# WRITTEN REQUEST
Retype only what runs from the first line of the listing to the line holding "text-[12px] leading-[14px] font-bold", both included. Do not retype the pictures.

▽

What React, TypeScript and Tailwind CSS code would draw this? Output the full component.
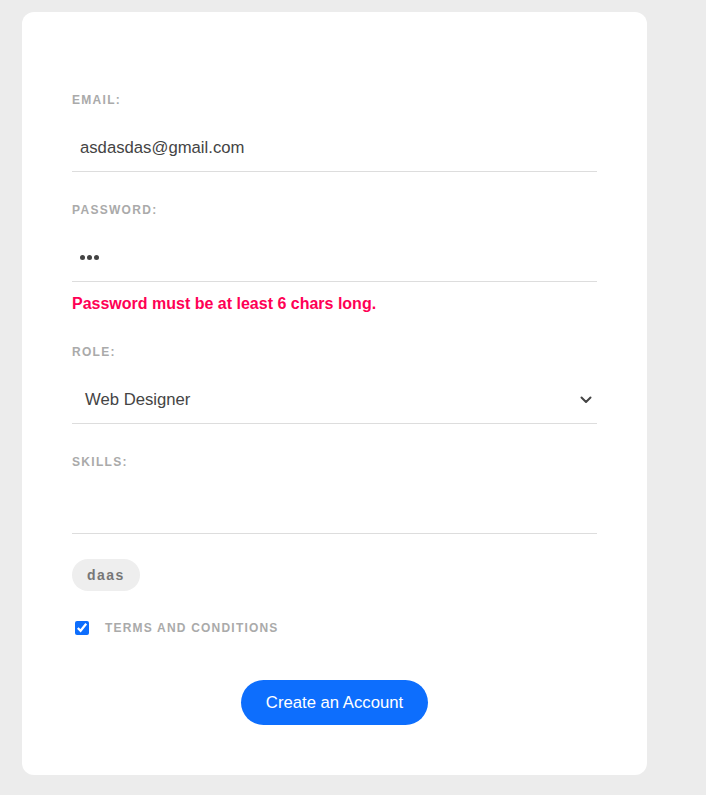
import React from "react";

const labelCls =
  "block text-[12px] leading-[14px] font-bold tracking-[1.3px] text-[#aaaaaa] uppercase";

export default function App() {
  return (
    <div
      className="min-h-[795px] w-full bg-[#ececec] pt-[12px] pb-[20px] pl-[22px]"
      style={{ fontFamily: '"Liberation Sans", Arial, sans-serif' }}
    >
      <div className="w-[625px] rounded-[12px] bg-white px-[50px] pt-[81px] pb-[50px]">
        {/* Email */}
        <label className={labelCls}>Email:</label>
        <div className="mt-[17px] flex h-[48px] items-center border-b border-[#dddddd] pl-[8px] text-[16.7px] text-[#444444]">
          asdasdas@gmail.com
        </div>

        {/* Password */}
        <label className={`${labelCls} mt-[31px]`}>Password:</label>
        <div className="mt-[17px] flex h-[48px] items-center border-b border-[#dddddd] pl-[8px] text-[16px] text-[#444444]">
          <span className="flex gap-[2px]">
            <span className="h-[5px] w-[5px] rounded-full bg-[#444]" />
            <span className="h-[5px] w-[5px] rounded-full bg-[#444]" />
            <span className="h-[5px] w-[5px] rounded-full bg-[#444]" />
          </span>
        </div>
        <div className="mt-[12px] text-[16px] leading-[20px] font-bold text-[#ff0055]">
          Password must be at least 6 chars long.
        </div>

        {/* Role */}
        <label className={`${labelCls} mt-[31px]`}>Role:</label>
        <div className="mt-[17px] flex h-[48px] items-center justify-between border-b border-[#dddddd] pl-[13px] pr-[5px] text-[16.7px] text-[#444444]">
          <span>Web Designer</span>
          <svg width="12" height="8" viewBox="0 0 12 8" fill="none">
            <path
              d="M1.5 1.5 L6 6 L10.5 1.5"
              stroke="#444"
              strokeWidth="2"
              strokeLinecap="round"
              strokeLinejoin="round"
            />
          </svg>
        </div>

        {/* Skills */}
        <label className={`${labelCls} mt-[31px]`}>Skills:</label>
        <div className="mt-[17px] h-[48px] border-b border-[#dddddd]" />

        <div className="mt-[25px] flex">
          <span className="flex h-[32px] items-center rounded-full bg-[#eeeeee] px-[15px] text-[14px] font-bold tracking-[1.5px] text-[#777777]">
            daas
          </span>
        </div>

        <div className="mt-[28px] flex items-center">
          <input
            type="checkbox"
            defaultChecked
            className="ml-[3px] mr-[3px] h-[14px] w-[14px] accent-[#0d6efd]"
          />
          <span className="ml-[13px] text-[12px] font-bold tracking-[1.2px] text-[#aaaaaa]">
            TERMS AND CONDITIONS
          </span>
        </div>

        <div className="mt-[43px] flex justify-center">
          <button className="h-[45px] w-[187px] rounded-full bg-[#0d6efd] text-[16.7px] text-white">
            Create an Account
          </button>
        </div>
      </div>
    </div>
  );
}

△

# SOLUTION
What React, TypeScript and Tailwind CSS code would draw this? Output the full component.
import React from "react";

const labelCls =
  "block text-[12px] leading-[14px] font-bold tracking-[1.3px] text-[#aaaaaa] uppercase";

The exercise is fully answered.